Jesus is the person in whose life we have been granted access to the peace of God. In the Eucharist, we receive Christ by the Spirit from the Father. His life becomes our life and our life is made like His life. When we receive, the objective presence of Christ is within us. When we receive with an openness of heart and with faithfulness to Him, that objective life remains with us always. If we receive unworthily, the presence of Christ extended in the Spirit challenges all that is within us and, like we see in the Gospels, will permit us to reject them and send them away to our peril and destruction. It is why the Liturgy leads us gently but firmly to the end of receiving Him in such a way that we do not depart from Him. In every Mass, we have the privilege of returning to the life that humanity has sought in every corner of the world since the Fall. It is given to us.
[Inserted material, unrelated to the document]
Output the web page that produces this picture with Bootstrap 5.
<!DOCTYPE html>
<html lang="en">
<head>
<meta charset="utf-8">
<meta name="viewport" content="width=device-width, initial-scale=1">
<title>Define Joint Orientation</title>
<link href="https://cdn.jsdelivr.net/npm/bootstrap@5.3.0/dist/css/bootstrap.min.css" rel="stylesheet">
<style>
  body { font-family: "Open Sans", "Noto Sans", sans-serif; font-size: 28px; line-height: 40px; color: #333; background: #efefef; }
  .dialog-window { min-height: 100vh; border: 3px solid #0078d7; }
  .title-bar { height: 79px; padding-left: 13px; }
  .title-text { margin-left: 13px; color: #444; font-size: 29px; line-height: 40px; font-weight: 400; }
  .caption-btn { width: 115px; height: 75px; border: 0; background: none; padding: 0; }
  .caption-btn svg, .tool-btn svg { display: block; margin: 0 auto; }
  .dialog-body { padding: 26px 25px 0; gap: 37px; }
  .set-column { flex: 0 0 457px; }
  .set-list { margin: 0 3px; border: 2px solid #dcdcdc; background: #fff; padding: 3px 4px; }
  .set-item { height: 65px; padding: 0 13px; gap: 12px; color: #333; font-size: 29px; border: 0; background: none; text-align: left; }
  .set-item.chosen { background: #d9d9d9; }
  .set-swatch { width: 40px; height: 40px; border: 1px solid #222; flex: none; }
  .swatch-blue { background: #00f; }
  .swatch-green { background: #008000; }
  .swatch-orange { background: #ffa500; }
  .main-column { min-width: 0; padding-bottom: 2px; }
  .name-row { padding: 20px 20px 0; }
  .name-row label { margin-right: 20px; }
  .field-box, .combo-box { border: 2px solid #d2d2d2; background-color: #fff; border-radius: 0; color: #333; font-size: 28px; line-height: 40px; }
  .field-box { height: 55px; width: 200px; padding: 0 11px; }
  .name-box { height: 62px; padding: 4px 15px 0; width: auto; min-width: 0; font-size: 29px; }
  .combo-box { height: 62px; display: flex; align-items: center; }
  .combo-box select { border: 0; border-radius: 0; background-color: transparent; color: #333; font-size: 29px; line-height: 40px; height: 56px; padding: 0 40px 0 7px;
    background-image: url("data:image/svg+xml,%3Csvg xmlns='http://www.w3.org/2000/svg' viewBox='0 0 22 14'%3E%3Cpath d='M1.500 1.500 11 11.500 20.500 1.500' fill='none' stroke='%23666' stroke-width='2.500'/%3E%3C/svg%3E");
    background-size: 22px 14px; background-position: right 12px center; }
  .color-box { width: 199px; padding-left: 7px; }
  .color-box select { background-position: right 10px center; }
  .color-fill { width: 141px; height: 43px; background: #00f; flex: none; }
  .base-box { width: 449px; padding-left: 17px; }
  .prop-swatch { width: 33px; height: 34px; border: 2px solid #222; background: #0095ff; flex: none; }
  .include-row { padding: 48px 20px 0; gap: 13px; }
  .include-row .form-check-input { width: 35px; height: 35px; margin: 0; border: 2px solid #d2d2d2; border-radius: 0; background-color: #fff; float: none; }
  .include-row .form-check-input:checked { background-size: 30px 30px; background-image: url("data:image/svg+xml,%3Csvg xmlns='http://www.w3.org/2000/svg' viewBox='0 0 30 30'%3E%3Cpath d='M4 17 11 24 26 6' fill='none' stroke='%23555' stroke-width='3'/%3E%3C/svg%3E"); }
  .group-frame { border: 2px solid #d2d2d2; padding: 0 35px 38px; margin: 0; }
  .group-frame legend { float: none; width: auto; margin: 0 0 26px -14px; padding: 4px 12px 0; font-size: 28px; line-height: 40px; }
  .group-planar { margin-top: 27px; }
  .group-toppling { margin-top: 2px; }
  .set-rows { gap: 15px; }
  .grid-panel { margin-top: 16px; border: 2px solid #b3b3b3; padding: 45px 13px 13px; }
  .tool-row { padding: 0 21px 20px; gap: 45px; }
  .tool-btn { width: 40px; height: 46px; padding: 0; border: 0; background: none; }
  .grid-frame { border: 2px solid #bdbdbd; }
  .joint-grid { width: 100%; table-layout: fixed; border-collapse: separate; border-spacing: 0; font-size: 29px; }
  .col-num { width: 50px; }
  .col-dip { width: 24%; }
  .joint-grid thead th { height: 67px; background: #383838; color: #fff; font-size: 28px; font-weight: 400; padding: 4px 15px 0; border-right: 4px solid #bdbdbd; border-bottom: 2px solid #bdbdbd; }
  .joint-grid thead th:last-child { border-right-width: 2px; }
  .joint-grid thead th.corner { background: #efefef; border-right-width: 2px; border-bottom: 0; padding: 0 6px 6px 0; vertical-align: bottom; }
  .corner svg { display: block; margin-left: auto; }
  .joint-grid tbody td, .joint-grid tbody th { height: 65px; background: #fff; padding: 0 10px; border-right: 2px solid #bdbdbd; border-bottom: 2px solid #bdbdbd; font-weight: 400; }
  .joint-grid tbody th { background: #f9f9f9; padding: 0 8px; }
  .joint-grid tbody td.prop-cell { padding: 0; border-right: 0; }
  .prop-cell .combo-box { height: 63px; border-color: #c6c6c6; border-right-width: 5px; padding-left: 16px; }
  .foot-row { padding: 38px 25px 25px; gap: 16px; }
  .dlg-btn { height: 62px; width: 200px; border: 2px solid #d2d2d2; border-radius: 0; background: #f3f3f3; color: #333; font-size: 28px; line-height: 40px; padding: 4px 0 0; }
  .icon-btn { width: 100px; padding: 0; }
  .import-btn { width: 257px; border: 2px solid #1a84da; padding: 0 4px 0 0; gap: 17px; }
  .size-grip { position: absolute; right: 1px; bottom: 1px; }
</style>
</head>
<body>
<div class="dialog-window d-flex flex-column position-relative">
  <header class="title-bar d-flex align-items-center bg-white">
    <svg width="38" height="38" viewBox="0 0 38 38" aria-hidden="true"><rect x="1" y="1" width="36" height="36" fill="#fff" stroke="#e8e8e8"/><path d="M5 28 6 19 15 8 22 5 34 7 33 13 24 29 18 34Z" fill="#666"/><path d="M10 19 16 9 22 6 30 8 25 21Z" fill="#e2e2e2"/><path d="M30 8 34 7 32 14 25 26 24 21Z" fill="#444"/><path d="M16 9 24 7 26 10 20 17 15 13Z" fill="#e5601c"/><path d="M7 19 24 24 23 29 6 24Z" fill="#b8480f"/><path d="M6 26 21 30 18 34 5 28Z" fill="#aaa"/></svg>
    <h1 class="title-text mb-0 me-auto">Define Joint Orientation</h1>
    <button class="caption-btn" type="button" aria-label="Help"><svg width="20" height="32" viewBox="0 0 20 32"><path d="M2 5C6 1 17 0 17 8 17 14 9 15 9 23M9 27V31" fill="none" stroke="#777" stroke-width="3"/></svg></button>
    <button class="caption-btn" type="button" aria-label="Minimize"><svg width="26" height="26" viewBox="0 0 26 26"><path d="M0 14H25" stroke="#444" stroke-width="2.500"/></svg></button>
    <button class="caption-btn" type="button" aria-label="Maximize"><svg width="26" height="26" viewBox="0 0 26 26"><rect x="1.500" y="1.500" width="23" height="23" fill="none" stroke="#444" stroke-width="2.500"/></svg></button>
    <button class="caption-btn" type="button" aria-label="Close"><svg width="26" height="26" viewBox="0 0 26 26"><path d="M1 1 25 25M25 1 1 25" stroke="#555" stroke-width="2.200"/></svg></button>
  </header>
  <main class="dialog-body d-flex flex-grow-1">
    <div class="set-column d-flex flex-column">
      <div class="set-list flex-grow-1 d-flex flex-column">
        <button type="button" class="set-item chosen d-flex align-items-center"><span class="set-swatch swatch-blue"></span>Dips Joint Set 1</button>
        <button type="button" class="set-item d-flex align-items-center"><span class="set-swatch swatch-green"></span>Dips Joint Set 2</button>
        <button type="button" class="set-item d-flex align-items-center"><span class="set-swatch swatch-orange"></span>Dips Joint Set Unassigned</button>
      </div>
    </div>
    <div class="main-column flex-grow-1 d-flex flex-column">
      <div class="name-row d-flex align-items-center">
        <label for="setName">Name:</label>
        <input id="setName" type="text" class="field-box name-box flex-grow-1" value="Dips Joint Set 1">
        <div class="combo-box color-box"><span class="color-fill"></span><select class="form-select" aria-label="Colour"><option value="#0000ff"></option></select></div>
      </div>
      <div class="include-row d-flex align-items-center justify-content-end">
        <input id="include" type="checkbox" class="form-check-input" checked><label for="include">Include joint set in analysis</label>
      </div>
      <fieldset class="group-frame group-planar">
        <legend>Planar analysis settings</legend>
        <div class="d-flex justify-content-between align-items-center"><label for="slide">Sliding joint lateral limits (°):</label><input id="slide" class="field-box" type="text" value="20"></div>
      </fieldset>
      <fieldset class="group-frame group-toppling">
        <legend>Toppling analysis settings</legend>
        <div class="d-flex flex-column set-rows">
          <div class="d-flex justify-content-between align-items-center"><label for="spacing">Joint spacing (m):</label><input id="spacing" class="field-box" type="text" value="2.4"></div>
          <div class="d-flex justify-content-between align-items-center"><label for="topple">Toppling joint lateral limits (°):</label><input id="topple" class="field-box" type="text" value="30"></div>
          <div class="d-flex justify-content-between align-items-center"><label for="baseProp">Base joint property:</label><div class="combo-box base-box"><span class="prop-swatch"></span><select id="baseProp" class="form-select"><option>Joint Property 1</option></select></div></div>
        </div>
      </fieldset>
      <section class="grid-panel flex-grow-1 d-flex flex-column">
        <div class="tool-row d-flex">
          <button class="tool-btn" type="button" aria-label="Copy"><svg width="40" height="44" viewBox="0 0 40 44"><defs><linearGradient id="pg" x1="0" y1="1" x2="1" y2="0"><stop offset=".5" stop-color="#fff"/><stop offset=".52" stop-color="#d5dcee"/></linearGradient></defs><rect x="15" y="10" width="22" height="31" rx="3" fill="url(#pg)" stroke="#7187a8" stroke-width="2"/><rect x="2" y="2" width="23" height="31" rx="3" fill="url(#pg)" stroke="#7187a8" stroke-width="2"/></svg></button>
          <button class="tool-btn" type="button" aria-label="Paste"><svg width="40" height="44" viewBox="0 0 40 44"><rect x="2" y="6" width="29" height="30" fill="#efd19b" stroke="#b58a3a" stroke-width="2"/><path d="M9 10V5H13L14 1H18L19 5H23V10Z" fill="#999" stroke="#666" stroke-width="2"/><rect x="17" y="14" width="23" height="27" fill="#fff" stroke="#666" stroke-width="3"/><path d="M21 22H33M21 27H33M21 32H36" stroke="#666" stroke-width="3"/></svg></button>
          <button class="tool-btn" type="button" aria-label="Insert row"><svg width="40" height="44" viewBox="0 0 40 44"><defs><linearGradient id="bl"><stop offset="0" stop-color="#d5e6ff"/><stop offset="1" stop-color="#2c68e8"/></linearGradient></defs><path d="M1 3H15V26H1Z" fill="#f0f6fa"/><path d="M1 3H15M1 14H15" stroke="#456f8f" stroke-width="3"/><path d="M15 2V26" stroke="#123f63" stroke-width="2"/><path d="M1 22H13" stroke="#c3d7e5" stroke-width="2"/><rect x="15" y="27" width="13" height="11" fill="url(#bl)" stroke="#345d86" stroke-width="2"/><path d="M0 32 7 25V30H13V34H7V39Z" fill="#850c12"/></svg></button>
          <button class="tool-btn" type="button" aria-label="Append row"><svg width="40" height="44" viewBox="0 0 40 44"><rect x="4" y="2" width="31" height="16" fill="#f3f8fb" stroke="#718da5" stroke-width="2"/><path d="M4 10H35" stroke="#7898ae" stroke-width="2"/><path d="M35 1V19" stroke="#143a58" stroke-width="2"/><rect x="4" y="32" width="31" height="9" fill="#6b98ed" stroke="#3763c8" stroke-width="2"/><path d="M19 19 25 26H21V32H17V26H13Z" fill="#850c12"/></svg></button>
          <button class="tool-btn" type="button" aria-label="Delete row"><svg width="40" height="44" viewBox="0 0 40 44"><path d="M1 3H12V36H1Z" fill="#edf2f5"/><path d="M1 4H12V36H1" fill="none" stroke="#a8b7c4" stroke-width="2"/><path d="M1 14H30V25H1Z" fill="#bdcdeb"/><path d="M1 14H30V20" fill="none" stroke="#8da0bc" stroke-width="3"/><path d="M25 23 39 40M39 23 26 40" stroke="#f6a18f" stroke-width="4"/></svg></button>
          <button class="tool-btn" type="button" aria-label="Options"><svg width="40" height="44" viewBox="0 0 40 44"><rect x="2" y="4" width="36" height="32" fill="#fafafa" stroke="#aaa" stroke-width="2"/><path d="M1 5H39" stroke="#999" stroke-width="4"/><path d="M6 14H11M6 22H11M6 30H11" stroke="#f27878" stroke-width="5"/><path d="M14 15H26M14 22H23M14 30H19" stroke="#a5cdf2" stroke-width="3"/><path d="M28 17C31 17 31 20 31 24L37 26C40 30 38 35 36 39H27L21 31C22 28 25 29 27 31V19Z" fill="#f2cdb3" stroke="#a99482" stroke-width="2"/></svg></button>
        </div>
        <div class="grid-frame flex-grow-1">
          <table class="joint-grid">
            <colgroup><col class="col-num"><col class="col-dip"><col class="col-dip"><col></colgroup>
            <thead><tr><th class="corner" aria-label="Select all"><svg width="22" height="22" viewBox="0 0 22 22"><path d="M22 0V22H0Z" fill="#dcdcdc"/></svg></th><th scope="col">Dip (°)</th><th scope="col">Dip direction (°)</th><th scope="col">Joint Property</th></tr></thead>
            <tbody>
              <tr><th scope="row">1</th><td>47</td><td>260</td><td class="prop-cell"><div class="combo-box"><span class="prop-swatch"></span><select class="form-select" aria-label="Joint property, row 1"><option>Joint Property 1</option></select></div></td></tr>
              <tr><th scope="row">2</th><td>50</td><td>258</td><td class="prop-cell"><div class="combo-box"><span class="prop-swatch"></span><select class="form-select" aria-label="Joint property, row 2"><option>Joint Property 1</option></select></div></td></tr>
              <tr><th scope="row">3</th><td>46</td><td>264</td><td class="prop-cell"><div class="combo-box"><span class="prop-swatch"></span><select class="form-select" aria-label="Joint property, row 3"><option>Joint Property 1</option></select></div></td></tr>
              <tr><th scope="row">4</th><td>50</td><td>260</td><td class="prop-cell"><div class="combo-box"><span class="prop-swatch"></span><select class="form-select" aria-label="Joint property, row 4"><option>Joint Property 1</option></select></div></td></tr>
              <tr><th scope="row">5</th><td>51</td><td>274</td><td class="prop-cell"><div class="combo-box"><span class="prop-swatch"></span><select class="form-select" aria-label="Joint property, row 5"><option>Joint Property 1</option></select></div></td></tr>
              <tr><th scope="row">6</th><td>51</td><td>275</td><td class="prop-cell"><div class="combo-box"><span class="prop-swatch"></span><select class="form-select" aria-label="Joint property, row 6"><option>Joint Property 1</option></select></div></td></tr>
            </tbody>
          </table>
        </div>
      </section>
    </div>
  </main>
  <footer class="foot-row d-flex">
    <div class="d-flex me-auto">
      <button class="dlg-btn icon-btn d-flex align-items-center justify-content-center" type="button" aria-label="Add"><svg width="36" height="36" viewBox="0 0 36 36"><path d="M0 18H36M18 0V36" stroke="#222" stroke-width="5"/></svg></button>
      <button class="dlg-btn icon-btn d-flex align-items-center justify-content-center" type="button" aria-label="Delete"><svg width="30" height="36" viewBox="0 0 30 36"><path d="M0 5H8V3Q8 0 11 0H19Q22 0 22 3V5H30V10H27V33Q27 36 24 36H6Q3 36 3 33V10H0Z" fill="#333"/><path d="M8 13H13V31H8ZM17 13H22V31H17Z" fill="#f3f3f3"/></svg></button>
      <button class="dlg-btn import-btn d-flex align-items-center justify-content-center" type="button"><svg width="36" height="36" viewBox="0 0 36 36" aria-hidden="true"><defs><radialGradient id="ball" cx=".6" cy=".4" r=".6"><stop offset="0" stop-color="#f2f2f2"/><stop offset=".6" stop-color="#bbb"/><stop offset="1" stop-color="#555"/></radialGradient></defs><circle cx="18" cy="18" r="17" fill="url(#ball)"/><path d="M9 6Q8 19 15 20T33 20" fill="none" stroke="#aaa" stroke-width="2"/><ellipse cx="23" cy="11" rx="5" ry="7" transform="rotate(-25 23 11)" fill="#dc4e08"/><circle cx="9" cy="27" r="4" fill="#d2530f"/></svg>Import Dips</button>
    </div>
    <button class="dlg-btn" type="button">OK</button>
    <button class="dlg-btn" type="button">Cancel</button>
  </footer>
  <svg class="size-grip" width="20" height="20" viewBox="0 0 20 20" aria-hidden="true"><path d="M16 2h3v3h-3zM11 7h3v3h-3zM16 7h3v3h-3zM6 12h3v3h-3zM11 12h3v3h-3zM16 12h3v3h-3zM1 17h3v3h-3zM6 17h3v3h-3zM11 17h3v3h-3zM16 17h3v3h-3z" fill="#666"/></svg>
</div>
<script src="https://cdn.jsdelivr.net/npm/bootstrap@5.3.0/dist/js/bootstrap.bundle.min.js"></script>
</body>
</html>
This is why each Mass ends with the blessing of peace. Having been filled with the life of the obedient, peace-bestowing Son and garlanded with the Spirit, the peace-gifter, we are commissioned to go out in that peace as emissaries of that peace to the world. The transformation we experience in our work of worship makes us peace-makers, or rather peace-givers. As the Son looked upon His disciples and said “peace I leave with you, my peace I give to you” so we go out and give that which we have received. As we are conformed to this vocation to proclaim the peace of God that passes all the world’s understanding, we become little Christs in the world--as He is among us, so are we among the world. In this, the Father of our Lord Jesus becomes our Father, we are children like He is as the Son of the Father, and we are united in one bond of peace and a harmony of new life--a renewal of shalom--by the animating power of the Spirit who binds us to the life of the triune God.
As our Lord promised in His Sermon on the Mount: “God blesses those who make peace, for they shall be called the children of God.”